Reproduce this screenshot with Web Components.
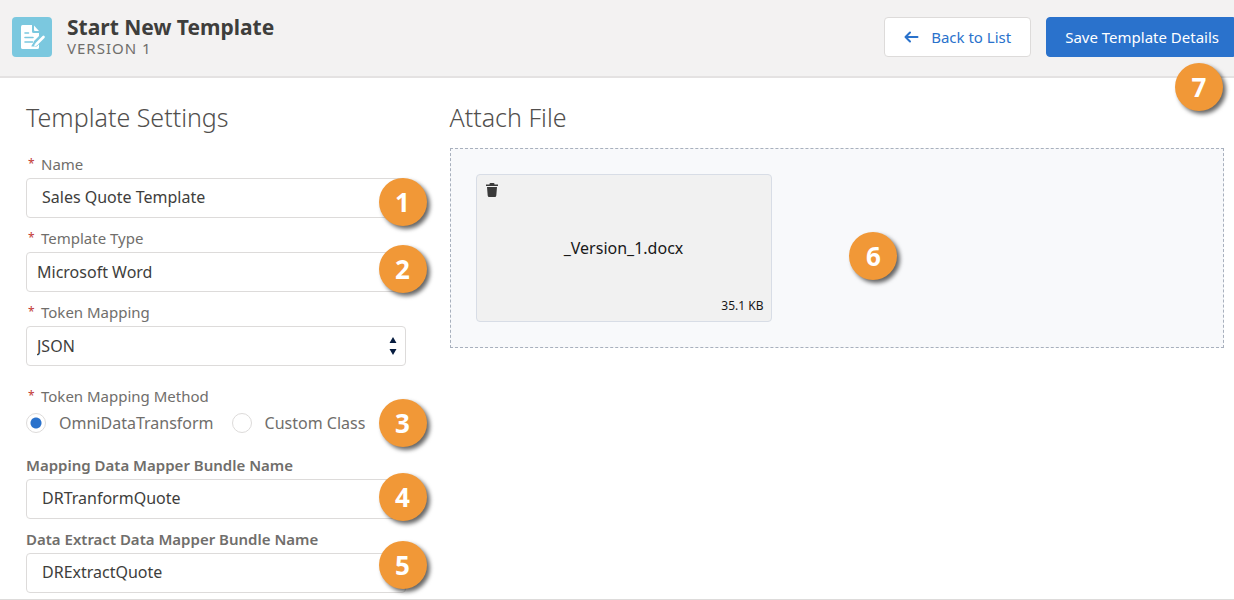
<!DOCTYPE html>
<html lang="en">
<head>
<meta charset="utf-8">
<meta name="viewport" content="width=device-width, initial-scale=1">
<title>Start New Template</title>
<style>
  body { margin: 0; background: #fff; color: #3e3e3c; font: 16px/20px "Noto Sans", "Open Sans", sans-serif; }
</style>
</head>
<body>
<template-page></template-page>

<template id="step-badge">
  <style>
    :host { position: absolute; z-index: 2; display: flex; align-items: center; justify-content: center;
      width: 48px; height: 48px; border-radius: 50%; background: #f19837; color: #fff;
      font-size: 26px; line-height: 32px; font-weight: 700; box-shadow: 3px 3px 4px rgba(0, 0, 0, .6); }
  </style>
  <slot></slot>
</template>

<template id="page-header">
  <style>
    :host { position: relative; display: flex; align-items: center; justify-content: space-between;
      padding: 16px 0 18px 12px; background: #f3f2f2; border-bottom: 2px solid #e4e2e2; }
    .title { display: flex; align-items: center; gap: 15px; }
    .icon { width: 40px; height: 40px; flex: none; }
    h1 { margin: 0; font-size: 21px; line-height: 22px; font-weight: 700; }
    p { margin: 0; font-size: 15px; line-height: 20px; color: #706e6b; letter-spacing: 1px; }
    .actions { display: flex; gap: 15px; }
    button { display: flex; align-items: center; gap: 12px; height: 40px; padding: 0 19px; box-sizing: border-box;
      border: 1px solid #dddbda; border-radius: 4px; background: #fff; color: #2a72cc; font: inherit; font-size: 15px; white-space: nowrap; }
    button.primary { background: #2a72cc; border-color: #2a72cc; color: #fff; padding: 0 14px 0 18px; border-radius: 4px 0 0 4px; }
    step-badge { right: 11px; bottom: -35px; }
  </style>
  <div class="title">
    <svg class="icon" viewBox="0 0 40 40" aria-hidden="true">
      <rect width="40" height="40" rx="4" fill="#7bc8df"/>
      <path fill="#fff" d="M10.500 8H20v6.500q0 1.500 1.500 1.500H27v3l-5 5-1 4 1 1 4-1 1-1v3q0 2-2 2H11q-2 0-2-2V10q0-2 1.500-2z"/>
      <path fill="#fff" d="M22 8.500 27 14h-4q-1 0-1-1z"/>
      <path stroke="#7bc8df" stroke-width="1.600" stroke-linecap="round" d="M13 16h3.500M13 20.500h8M13 25h7.500"/>
      <path d="m31.500 19-7.500 7.500-2 3" stroke="#7bc8df" stroke-width="5" stroke-linecap="round" fill="none"/>
      <path d="m31.500 20-7 7" stroke="#fff" stroke-width="2.600" stroke-linecap="round"/>
      <path d="m23 26.500 2 2-3 1z" fill="#fff"/>
      <path d="M9 29.500h18V30q0 2-2 2H11q-2 0-2-2z" fill="#fff"/>
    </svg>
    <div>
      <h1>Start New Template</h1>
      <p>VERSION 1</p>
    </div>
  </div>
  <div class="actions">
    <button type="button">
      <svg width="15" height="14" viewBox="0 0 15 14" fill="none" stroke="currentColor" stroke-width="2" stroke-linecap="round" stroke-linejoin="round" aria-hidden="true"><path d="M6 2.500 1.500 7 6 11.500M2 7h11.500"/></svg>
      Back to List
    </button>
    <button type="button" class="primary">Save Template Details</button>
  </div>
  <step-badge>7</step-badge>
</template>

<template id="text-field">
  <style>
    :host { position: relative; display: flex; flex-direction: column; gap: 4px; }
    label { display: flex; font-size: 15px; line-height: 20px; color: #706e6b; }
    :host(:not([required])) label { font-weight: 600; }
    .star { width: 15px; box-sizing: border-box; padding-left: 2px; font-size: 12px; color: #c23934; }
    :host(:not([required])) .star { display: none; }
    .box { position: relative; display: flex; align-items: center; }
    input, select { width: 100%; height: 40px; box-sizing: border-box; margin: 0; padding: 0 15px 2px; appearance: none;
      border: 1px solid #dddbda; border-radius: 4px; background: #fff; color: #3e3e3c; font: inherit; }
    select { padding: 0 10px; }
    .arrows { position: absolute; right: 9px; pointer-events: none; }
    ::slotted(step-badge) { right: -21px; bottom: calc(-8px + var(--rise, 0px)); }
  </style>
  <label for="control"><span class="star" aria-hidden="true">*</span><span class="text"></span></label>
  <div class="box"></div>
  <slot></slot>
</template>

<template id="radio-choice">
  <style>
    :host { position: relative; display: block; margin: 10px 0 12px; }
    fieldset { margin: 0; padding: 0; border: 0; }
    legend { display: flex; padding: 0; margin-bottom: 7px; font-size: 15px; color: #706e6b; }
    .star { width: 15px; box-sizing: border-box; padding-left: 2px; font-size: 12px; color: #c23934; }
    .options { display: flex; gap: 18px; }
    label { display: flex; align-items: center; gap: 13px; color: #706e6b; white-space: nowrap; }
    input { appearance: none; width: 20px; height: 20px; box-sizing: border-box; margin: 0; border: 1px solid #dddbda;
      border-radius: 50%; background: #fff; }
    input:checked { background: radial-gradient(circle, #2a72cc 5px, #fff 6px); }
    step-badge { right: -21px; bottom: -14px; }
  </style>
  <fieldset>
    <legend><span class="star" aria-hidden="true">*</span>Token Mapping Method</legend>
    <div class="options">
      <label><input type="radio" name="method" checked>OmniDataTransform</label>
      <label><input type="radio" name="method">Custom Class</label>
    </div>
  </fieldset>
  <step-badge>3</step-badge>
</template>

<template id="file-card">
  <style>
    :host { display: grid; grid-template-rows: 20px 1fr 20px; width: 296px; height: 148px; box-sizing: border-box;
      padding: 5px 7px; border: 1px solid #d8dde6; border-radius: 4px; background: #f1f1f1; color: #181818; }
    button { justify-self: start; width: 16px; height: 20px; padding: 0; border: 0; background: none; color: #3a3a3a; }
    svg { display: block; margin: 0 auto; }
    .name { place-self: center; }
    .size { justify-self: end; font-size: 12px; line-height: 20px; }
  </style>
  <button type="button" aria-label="Remove file">
    <svg width="14" height="16" viewBox="0 0 14 16" fill="currentColor" aria-hidden="true"><path d="M1 2.500h3.500V2q0-1 1-1h3q1 0 1 1v.5H13V4H1z"/><path d="M2 5h10l-.7 8.500q-.1 1.500-1.500 1.500H4.200q-1.400 0-1.500-1.500z"/></svg>
  </button>
  <span class="name"><slot></slot></span>
  <span class="size"><slot name="size"></slot></span>
</template>

<template id="template-page">
  <style>
    :host { display: block; }
    main { display: grid; grid-template-columns: minmax(0, 49fr) minmax(0, 100fr); column-gap: 44px;
      padding: 19px 10px 6px 26px; border-bottom: 1px solid #dddbda; }
    h2 { margin: 0; font-size: 25px; line-height: 40px; font-weight: 300; color: #514f4d; }
    form { display: flex; flex-direction: column; gap: 10px; margin-top: 17px; }
    .drop { position: relative; margin-top: 11px; padding: 25px; border: 1px dashed #a8b0bd; background: #f8f9fb; }
    .drop step-badge { left: calc(55% - 26px); top: 83px; }
  </style>
  <page-header></page-header>
  <main>
    <section>
      <h2>Template Settings</h2>
      <form>
        <text-field label="Name" value="Sales Quote Template" required><step-badge>1</step-badge></text-field>
        <text-field label="Template Type" value="Microsoft Word" kind="select" required style="--rise: 7px"><step-badge>2</step-badge></text-field>
        <text-field label="Token Mapping" value="JSON" kind="select" required></text-field>
        <radio-choice></radio-choice>
        <text-field label="Mapping Data Mapper Bundle Name" value="DRTranformQuote" style="--rise: 6px"><step-badge>4</step-badge></text-field>
        <text-field label="Data Extract Data Mapper Bundle Name" value="DRExtractQuote" style="--rise: 12px"><step-badge>5</step-badge></text-field>
      </form>
    </section>
    <section>
      <h2>Attach File</h2>
      <div class="drop">
        <file-card>_Version_1.docx<span slot="size">35.1 KB</span></file-card>
        <step-badge>6</step-badge>
      </div>
    </section>
  </main>
</template>

<script>
  class Base extends HTMLElement {
    constructor() {
      super();
      const source = document.getElementById(this.localName);
      this.attachShadow({ mode: "open" }).append(source.content.cloneNode(true));
    }
  }

  class TextField extends Base {
    connectedCallback() {
      const root = this.shadowRoot;
      const box = root.querySelector(".box");
      const value = this.getAttribute("value");
      root.querySelector(".text").textContent = this.getAttribute("label");
      let control;
      if (this.getAttribute("kind") === "select") {
        control = document.createElement("select");
        control.add(new Option(value, value, true, true));
        box.innerHTML = '<svg class="arrows" width="8" height="20" viewBox="0 0 8 20" fill="#061c3f" aria-hidden="true"><path d="M4 1l3.500 6h-7zM4 19l3.500-6h-7z"/></svg>';
      } else {
        control = document.createElement("input");
        control.type = "text";
        control.value = value;
      }
      control.id = "control";
      control.required = this.hasAttribute("required");
      box.prepend(control);
    }
  }

  customElements.define("step-badge", class extends Base {});
  customElements.define("page-header", class extends Base {});
  customElements.define("text-field", TextField);
  customElements.define("radio-choice", class extends Base {});
  customElements.define("file-card", class extends Base {});
  customElements.define("template-page", class extends Base {});
</script>
</body>
</html>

+===+

TASK TO CARRY OUT:
Repeat, exactly and in full, each line from the start of the data to the line that contains "<template-page></template-page>". Pictures do not go in.

ANSWER TO THE EXERCISE:
Reproduce this screenshot with Web Components.
<!DOCTYPE html>
<html lang="en">
<head>
<meta charset="utf-8">
<meta name="viewport" content="width=device-width, initial-scale=1">
<title>Start New Template</title>
<style>
  body { margin: 0; background: #fff; color: #3e3e3c; font: 16px/20px "Noto Sans", "Open Sans", sans-serif; }
</style>
</head>
<body>
<template-page></template-page>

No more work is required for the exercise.